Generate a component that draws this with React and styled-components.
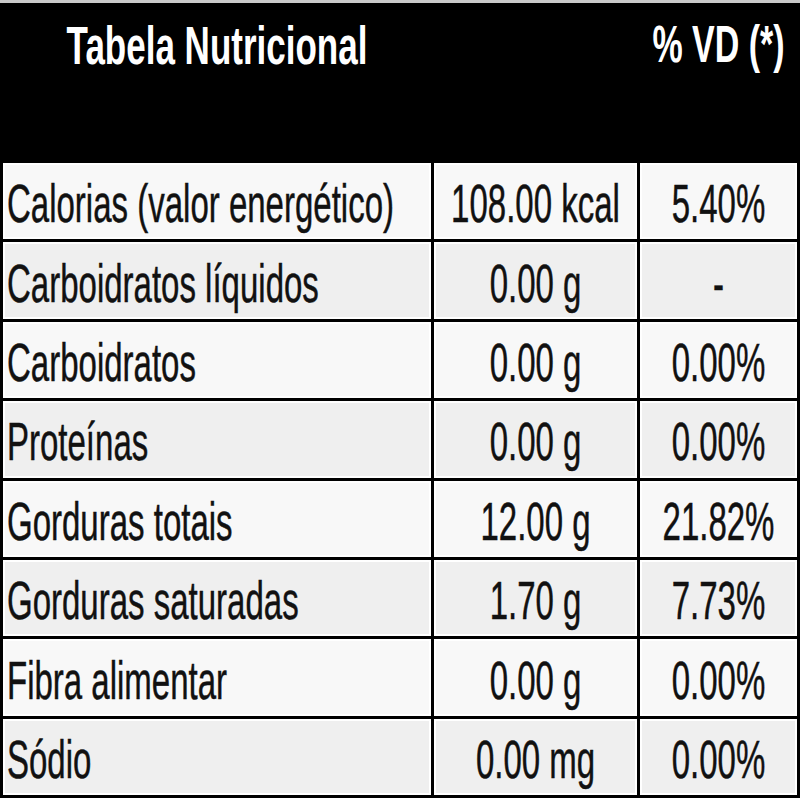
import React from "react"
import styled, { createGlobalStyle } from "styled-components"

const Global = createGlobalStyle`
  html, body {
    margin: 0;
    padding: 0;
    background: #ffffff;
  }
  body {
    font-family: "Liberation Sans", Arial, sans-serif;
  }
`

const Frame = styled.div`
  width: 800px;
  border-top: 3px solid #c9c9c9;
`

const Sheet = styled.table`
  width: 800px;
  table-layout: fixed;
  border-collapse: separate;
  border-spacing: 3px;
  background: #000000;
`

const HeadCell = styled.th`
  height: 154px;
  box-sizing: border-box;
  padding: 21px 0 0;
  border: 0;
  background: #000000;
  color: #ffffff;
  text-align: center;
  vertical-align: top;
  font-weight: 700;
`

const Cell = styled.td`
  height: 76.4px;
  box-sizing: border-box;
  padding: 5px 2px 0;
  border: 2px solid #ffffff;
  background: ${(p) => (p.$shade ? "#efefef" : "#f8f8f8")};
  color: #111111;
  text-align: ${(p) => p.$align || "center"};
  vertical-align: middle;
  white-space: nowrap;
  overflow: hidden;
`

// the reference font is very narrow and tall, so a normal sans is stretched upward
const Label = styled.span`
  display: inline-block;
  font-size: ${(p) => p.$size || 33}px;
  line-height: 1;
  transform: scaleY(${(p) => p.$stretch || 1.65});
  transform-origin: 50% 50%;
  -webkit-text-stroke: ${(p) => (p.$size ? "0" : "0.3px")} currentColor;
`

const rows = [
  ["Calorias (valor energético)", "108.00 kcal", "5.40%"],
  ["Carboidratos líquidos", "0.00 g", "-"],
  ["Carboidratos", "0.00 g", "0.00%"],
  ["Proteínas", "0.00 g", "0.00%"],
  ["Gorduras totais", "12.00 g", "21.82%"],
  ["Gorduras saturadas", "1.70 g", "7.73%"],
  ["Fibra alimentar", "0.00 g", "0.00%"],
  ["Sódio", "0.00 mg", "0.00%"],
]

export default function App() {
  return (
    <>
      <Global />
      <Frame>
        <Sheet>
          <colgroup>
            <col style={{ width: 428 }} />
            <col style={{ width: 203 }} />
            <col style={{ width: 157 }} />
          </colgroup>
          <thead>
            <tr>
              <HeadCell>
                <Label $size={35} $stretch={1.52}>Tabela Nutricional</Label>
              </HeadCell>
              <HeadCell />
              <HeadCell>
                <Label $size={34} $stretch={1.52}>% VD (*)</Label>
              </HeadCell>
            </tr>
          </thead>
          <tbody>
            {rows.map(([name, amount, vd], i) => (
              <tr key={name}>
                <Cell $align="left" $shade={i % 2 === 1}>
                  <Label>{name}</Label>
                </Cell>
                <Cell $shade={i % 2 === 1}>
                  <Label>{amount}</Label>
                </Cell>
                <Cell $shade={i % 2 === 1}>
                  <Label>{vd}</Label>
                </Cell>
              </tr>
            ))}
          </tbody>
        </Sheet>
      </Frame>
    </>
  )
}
-----
_WHAT THIS TASK INVOLVES_
Track down every line holding the string "styled" and copy it.

_FINAL ANSWER_
Generate a component that draws this with React and styled-components.
import styled, { createGlobalStyle } from "styled-components"
const Frame = styled.div`
const Sheet = styled.table`
const HeadCell = styled.th`
const Cell = styled.td`
const Label = styled.span`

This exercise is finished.